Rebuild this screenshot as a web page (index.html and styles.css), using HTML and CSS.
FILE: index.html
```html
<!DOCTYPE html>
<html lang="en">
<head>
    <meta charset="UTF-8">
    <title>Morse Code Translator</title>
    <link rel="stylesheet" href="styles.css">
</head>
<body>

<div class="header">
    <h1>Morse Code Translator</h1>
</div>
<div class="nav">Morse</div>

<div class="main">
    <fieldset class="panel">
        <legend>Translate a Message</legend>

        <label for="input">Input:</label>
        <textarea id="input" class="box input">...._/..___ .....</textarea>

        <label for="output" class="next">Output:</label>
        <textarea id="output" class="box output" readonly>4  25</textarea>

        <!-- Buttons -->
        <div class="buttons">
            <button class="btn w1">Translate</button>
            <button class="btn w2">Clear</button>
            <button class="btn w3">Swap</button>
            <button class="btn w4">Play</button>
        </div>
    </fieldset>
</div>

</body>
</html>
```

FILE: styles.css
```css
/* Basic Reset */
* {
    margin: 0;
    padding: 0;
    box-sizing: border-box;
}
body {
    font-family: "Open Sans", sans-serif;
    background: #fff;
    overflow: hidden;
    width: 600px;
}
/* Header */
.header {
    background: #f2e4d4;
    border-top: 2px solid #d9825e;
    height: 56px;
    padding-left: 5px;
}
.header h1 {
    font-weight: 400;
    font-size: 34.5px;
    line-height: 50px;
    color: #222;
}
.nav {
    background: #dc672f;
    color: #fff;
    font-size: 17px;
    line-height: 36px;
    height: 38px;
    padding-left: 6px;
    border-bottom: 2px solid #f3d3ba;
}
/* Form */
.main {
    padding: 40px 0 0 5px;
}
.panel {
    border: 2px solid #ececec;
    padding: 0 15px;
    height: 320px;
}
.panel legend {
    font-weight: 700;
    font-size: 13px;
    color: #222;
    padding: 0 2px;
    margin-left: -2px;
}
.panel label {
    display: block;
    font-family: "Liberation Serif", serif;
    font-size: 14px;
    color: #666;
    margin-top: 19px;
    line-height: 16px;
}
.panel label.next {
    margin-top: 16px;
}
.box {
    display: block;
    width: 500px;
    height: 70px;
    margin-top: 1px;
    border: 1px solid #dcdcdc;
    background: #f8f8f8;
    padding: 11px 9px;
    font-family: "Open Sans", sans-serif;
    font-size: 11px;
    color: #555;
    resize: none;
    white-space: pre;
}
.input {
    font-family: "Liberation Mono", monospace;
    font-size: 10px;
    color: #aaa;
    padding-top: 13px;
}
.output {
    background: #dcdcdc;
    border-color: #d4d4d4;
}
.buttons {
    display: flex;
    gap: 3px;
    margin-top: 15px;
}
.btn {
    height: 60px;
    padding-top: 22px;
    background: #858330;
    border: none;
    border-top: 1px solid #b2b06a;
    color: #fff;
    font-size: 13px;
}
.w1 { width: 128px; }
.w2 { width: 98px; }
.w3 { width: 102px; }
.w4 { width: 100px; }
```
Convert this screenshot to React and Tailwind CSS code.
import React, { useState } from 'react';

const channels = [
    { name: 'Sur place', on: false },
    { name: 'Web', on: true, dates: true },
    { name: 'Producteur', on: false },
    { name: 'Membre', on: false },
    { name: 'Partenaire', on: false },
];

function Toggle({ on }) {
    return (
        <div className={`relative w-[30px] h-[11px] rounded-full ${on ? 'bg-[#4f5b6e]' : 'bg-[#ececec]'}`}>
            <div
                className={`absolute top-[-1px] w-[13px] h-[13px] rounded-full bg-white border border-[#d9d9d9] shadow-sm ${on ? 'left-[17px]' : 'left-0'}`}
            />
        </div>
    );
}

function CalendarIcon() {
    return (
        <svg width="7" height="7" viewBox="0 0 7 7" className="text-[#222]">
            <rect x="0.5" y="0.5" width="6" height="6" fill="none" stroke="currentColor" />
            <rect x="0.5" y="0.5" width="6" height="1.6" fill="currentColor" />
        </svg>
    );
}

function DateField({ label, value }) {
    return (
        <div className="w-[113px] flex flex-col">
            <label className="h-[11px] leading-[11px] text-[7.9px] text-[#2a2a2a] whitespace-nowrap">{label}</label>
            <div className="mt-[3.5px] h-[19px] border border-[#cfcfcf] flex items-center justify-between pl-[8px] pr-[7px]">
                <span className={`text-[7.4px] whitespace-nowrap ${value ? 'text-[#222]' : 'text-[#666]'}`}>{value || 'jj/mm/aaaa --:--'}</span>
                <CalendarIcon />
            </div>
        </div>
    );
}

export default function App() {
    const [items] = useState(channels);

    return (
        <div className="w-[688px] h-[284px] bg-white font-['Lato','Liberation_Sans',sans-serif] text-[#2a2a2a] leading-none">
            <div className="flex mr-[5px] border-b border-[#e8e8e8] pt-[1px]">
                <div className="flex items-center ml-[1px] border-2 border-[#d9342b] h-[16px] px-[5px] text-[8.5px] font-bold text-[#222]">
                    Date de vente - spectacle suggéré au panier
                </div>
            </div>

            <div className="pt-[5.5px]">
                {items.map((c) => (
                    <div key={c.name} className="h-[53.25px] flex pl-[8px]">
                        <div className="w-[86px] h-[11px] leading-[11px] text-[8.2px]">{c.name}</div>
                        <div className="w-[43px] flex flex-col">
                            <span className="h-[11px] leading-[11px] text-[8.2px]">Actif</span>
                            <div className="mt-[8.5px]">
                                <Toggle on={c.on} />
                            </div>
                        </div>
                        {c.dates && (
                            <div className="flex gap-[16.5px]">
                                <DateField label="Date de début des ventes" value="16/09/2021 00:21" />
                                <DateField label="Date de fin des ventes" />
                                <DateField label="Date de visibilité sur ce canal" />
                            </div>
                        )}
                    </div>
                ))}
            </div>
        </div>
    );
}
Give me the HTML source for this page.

## Instruction
Restate each entry exactly, skipping none.

## Response to this exercise
Rebuild this screenshot as a web page (index.html and styles.css), using HTML and CSS.
FILE: index.html
```html
<!DOCTYPE html>
<html lang="en">
<head>
    <meta charset="UTF-8">
    <title>Morse Code Translator</title>
    <link rel="stylesheet" href="styles.css">
</head>
<body>

<div class="header">
    <h1>Morse Code Translator</h1>
</div>
<div class="nav">Morse</div>

<div class="main">
    <fieldset class="panel">
        <legend>Translate a Message</legend>

        <label for="input">Input:</label>
        <textarea id="input" class="box input">...._/..___ .....</textarea>

        <label for="output" class="next">Output:</label>
        <textarea id="output" class="box output" readonly>4  25</textarea>

        <!-- Buttons -->
        <div class="buttons">
            <button class="btn w1">Translate</button>
            <button class="btn w2">Clear</button>
            <button class="btn w3">Swap</button>
            <button class="btn w4">Play</button>
        </div>
    </fieldset>
</div>

</body>
</html>
```

FILE: styles.css
```css
/* Basic Reset */
* {
    margin: 0;
    padding: 0;
    box-sizing: border-box;
}
body {
    font-family: "Open Sans", sans-serif;
    background: #fff;
    overflow: hidden;
    width: 600px;
}
/* Header */
.header {
    background: #f2e4d4;
    border-top: 2px solid #d9825e;
    height: 56px;
    padding-left: 5px;
}
.header h1 {
    font-weight: 400;
    font-size: 34.5px;
    line-height: 50px;
    color: #222;
}
.nav {
    background: #dc672f;
    color: #fff;
    font-size: 17px;
    line-height: 36px;
    height: 38px;
    padding-left: 6px;
    border-bottom: 2px solid #f3d3ba;
}
/* Form */
.main {
    padding: 40px 0 0 5px;
}
.panel {
    border: 2px solid #ececec;
    padding: 0 15px;
    height: 320px;
}
.panel legend {
    font-weight: 700;
    font-size: 13px;
    color: #222;
    padding: 0 2px;
    margin-left: -2px;
}
.panel label {
    display: block;
    font-family: "Liberation Serif", serif;
    font-size: 14px;
    color: #666;
    margin-top: 19px;
    line-height: 16px;
}
.panel label.next {
    margin-top: 16px;
}
.box {
    display: block;
    width: 500px;
    height: 70px;
    margin-top: 1px;
    border: 1px solid #dcdcdc;
    background: #f8f8f8;
    padding: 11px 9px;
    font-family: "Open Sans", sans-serif;
    font-size: 11px;
    color: #555;
    resize: none;
    white-space: pre;
}
.input {
    font-family: "Liberation Mono", monospace;
    font-size: 10px;
    color: #aaa;
    padding-top: 13px;
}
.output {
    background: #dcdcdc;
    border-color: #d4d4d4;
}
.buttons {
    display: flex;
    gap: 3px;
    margin-top: 15px;
}
.btn {
    height: 60px;
    padding-top: 22px;
    background: #858330;
    border: none;
    border-top: 1px solid #b2b06a;
    color: #fff;
    font-size: 13px;
}
.w1 { width: 128px; }
.w2 { width: 98px; }
.w3 { width: 102px; }
.w4 { width: 100px; }
```
Convert this screenshot to React and Tailwind CSS code.
import React, { useState } from 'react';

const channels = [
    { name: 'Sur place', on: false },
    { name: 'Web', on: true, dates: true },
    { name: 'Producteur', on: false },
    { name: 'Membre', on: false },
    { name: 'Partenaire', on: false },
];

function Toggle({ on }) {
    return (
        <div className={`relative w-[30px] h-[11px] rounded-full ${on ? 'bg-[#4f5b6e]' : 'bg-[#ececec]'}`}>
            <div
                className={`absolute top-[-1px] w-[13px] h-[13px] rounded-full bg-white border border-[#d9d9d9] shadow-sm ${on ? 'left-[17px]' : 'left-0'}`}
            />
        </div>
    );
}

function CalendarIcon() {
    return (
        <svg width="7" height="7" viewBox="0 0 7 7" className="text-[#222]">
            <rect x="0.5" y="0.5" width="6" height="6" fill="none" stroke="currentColor" />
            <rect x="0.5" y="0.5" width="6" height="1.6" fill="currentColor" />
        </svg>
    );
}

function DateField({ label, value }) {
    return (
        <div className="w-[113px] flex flex-col">
            <label className="h-[11px] leading-[11px] text-[7.9px] text-[#2a2a2a] whitespace-nowrap">{label}</label>
            <div className="mt-[3.5px] h-[19px] border border-[#cfcfcf] flex items-center justify-between pl-[8px] pr-[7px]">
                <span className={`text-[7.4px] whitespace-nowrap ${value ? 'text-[#222]' : 'text-[#666]'}`}>{value || 'jj/mm/aaaa --:--'}</span>
                <CalendarIcon />
            </div>
        </div>
    );
}

export default function App() {
    const [items] = useState(channels);

    return (
        <div className="w-[688px] h-[284px] bg-white font-['Lato','Liberation_Sans',sans-serif] text-[#2a2a2a] leading-none">
            <div className="flex mr-[5px] border-b border-[#e8e8e8] pt-[1px]">
                <div className="flex items-center ml-[1px] border-2 border-[#d9342b] h-[16px] px-[5px] text-[8.5px] font-bold text-[#222]">
                    Date de vente - spectacle suggéré au panier
                </div>
            </div>

            <div className="pt-[5.5px]">
                {items.map((c) => (
                    <div key={c.name} className="h-[53.25px] flex pl-[8px]">
                        <div className="w-[86px] h-[11px] leading-[11px] text-[8.2px]">{c.name}</div>
                        <div className="w-[43px] flex flex-col">
                            <span className="h-[11px] leading-[11px] text-[8.2px]">Actif</span>
                            <div className="mt-[8.5px]">
                                <Toggle on={c.on} />
                            </div>
                        </div>
                        {c.dates && (
                            <div className="flex gap-[16.5px]">
                                <DateField label="Date de début des ventes" value="16/09/2021 00:21" />
                                <DateField label="Date de fin des ventes" />
                                <DateField label="Date de visibilité sur ce canal" />
                            </div>
                        )}
                    </div>
                ))}
            </div>
        </div>
    );
}
Give me the HTML source for this page.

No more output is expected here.